Main Idea

Why IDEA?

▪ Lot of manual effort is spent in reading through all the documents, extracting the relevant information, categorizing it into actionable information
▪ The manual process results in cost overruns, quality issues and delays.
▪ There is a real need for an automated solution to extract relevant information, identify the respective departments and highlight the summary of the documents

Highlights

▪ Read and extract data from unstructured sources through an automated process
▪ Aid in text classification, clustering and analytics using NLP, Machine learning algorithms and models
▪ Automated build of Summary and Details
▪ Extract Report Layouts
▪ Categorize the text using Machine learning models and techniques
▪ Transform into meaningful insights


High-level visualization

High-level visualization of the project.


IDEA steps

1. Source

▪ Data sources can be structured or unstructured.
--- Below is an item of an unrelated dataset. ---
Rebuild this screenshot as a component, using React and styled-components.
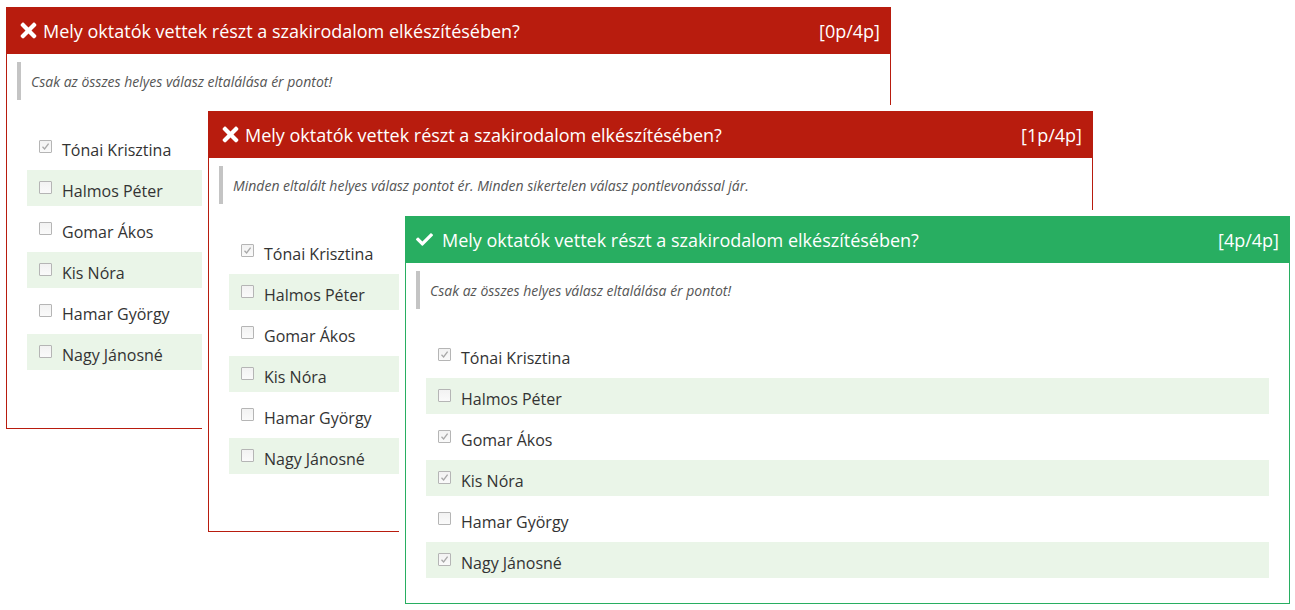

PDF is taken as the source here.


2. Analyze
Analyzer engine comprises of:-

▪ Reader - Read the source documents by downloading from web pages(URL) or direct uploads.
▪ Extractor - Scan the whole document or the selective pages, apply filters if any performs Regex operations.
▪ Parser - Split the text into:

Sentences, Tokens, Part of Speech Tagging
Named entity, Relationships
N-grams, Key Phrases


3. Learn

▪ Classify text using machine learning algorithms.
▪ Extract Topics
▪ Extract document Summary


4. Insights

▪ Summary views, text categories, topic charts and sentiments in CSV/XL
▪ Key phrases, Field values and Information can be viewed in the CSV format
▪ Report layouts can be downloaded as CSV/HTML format